Но проект Договора представлял собой баланс интересов всех участников ново-огаревского соглашения. Я был согласен с предложениями, прозвучавшими в выступлениях руководства Российской Федерации, участников встречи — ленинградцев и представителей Северо-запада республики, не тянуть с подписанием.
На встрече с руководителями девяти республик 23 августа, на второй день после моего возвращения из Крыма, преобладало мнение — быстрее подписывать Договор, не откладывать надолго. Хотел бы подчеркнуть, что речь идет не о завершении, а только о начале глубокого преобразования нашего Союза.
Возможно, самый трагический результат переворота заключался в том, что эти три дня подтолкнули, и мощно подтолкнули, центробежные тенденции в стране. Возникла реальная угроза развала союзного государства. Я думаю об этом постоянно и с огромной тревогой, с огромным переживанием. Ибо, если такое случится, все разговоры и все наши планы на будущее — пустое дело, просто болтовня.
Этот вопрос я ставил на первый план как главный, как основной. Тем более что слышал очень много рассуждений такого рода: давайте, мол, разойдемся, поживем, потом сойдемся.
Все высказались за то, чтобы была единая оборона, единые вооруженные силы. Это не значит, как было отмечено в ходе обмена мнениями, что где-то, в той же России, не может быть национальной гвардии — это 3 или 4 тысячи человек, которые нужны в таких вот ситуациях, когда угрожает опасность парламенту или еще что-то. Это другой вопрос. Но в принципе — единые вооруженные силы и единый экономический рынок. Словом, было согласие: внести необходимые коррективы в проект Договора и начать процесс подписания.
Сессия встретила это сообщение аплодисментами. Вместе с тем в ходе дискуссии явственно звучало и другое: отбросить Союзный договор — мы, дескать, уже в другой стране, в другой эпохе. Конечно, игнорировать то, что произошло в эти августовские дни, нельзя. Коррективы требуются, коррективы, которые бы вобрали приобретенный трагический опыт, и уроки, извлеченные из происшедшего. Необходимо, считал я, чтобы первые лица тех республик, которые за Договор, немедленно занялись этим.
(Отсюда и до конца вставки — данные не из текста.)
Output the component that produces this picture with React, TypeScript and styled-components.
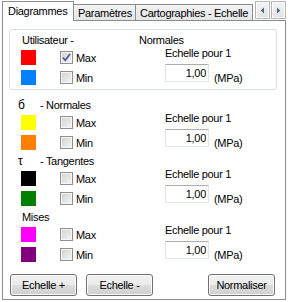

Тем более, что к тому времени уже было достигнуто согласие: не откладывая, сейчас же заняться разработкой Экономического соглашения.
Поэтому на сессии я со всей определенностью высказался за внесение изменений в проект Союзного договора. Не реагировать на то, в каком положении мы оказались, делать вид, что все вернулось к положению до 18 августа, — это вообще не политика. Но и отбрасывать все, что приобретено в ново-огаревском процессе, что сделано и до этого, нельзя. Это было бы ошибкой.
Мы еще пока не разошлись, не развалились, только ослабли связи между республиками, началось противостояние, нарушились налаженные отношения. А в каком состоянии страна? К чему может привести отказ от подписания Союзного договора? Что будет, если республики начнут в категорической форме отказываться от Союза, если скоропалительно, в эмоциональной атмосфере, буквально в считанные часы будут решаться архисложные вопросы, связанные с судьбой этого огромного государства, которое формировалось тысячу лет? И с судьбой десятков миллионов людей, гражданскими правами, границами, собственностью на общественные богатства, нажитые совместным трудом?
Нет, надо сотрудничать, создавать в рамках Союзного государства единое — демократическое, экономическое, научно-техническое, культурное — пространство, гасить страсти, но ни в коем случае не трогать границы. Иначе будет развиваться сепаратизм, и ситуация будет трудной. Надо знать, где остановиться.
Уже в ходе сессии я встречался с Ельциным, Акаевым, Назарбаевым, Яковлевым. Мы говорили о смысле того, что происходит в Москве, вокруг столицы, что происходит во всех регионах. Обстановка была неспокойная: люди взволнованы, переживают, что будет с ними, со страной, что дальше. Мы обменялись мнениями и договорились сообщить членам Верховного Совета о нашей общей позиции. А она состояла в том, что союзное государство должно быть сохранено как Союз Суверенных Государств.
Заверил депутатов: сделаю все от меня зависящее, чтобы не был перейден рубеж, за которым станет неизбежным распад нашего Союза. Ситуация такова, что нам нужен Союз Суверенных Государств. Эта формула и должна лечь в основу подготовки Договора, конечно, с учетом и новейшего опыта. Я за обновленный Союз, глубоко реформированный, но я за сохранение Союза, за реализацию воли народа, выраженную им на референдуме. А если этого не будет, если будет что-то другое, я уйду. Ничего у нас не получится, если мы порушим Союз. Уверяю вас: будет беда, говорил я депутатам.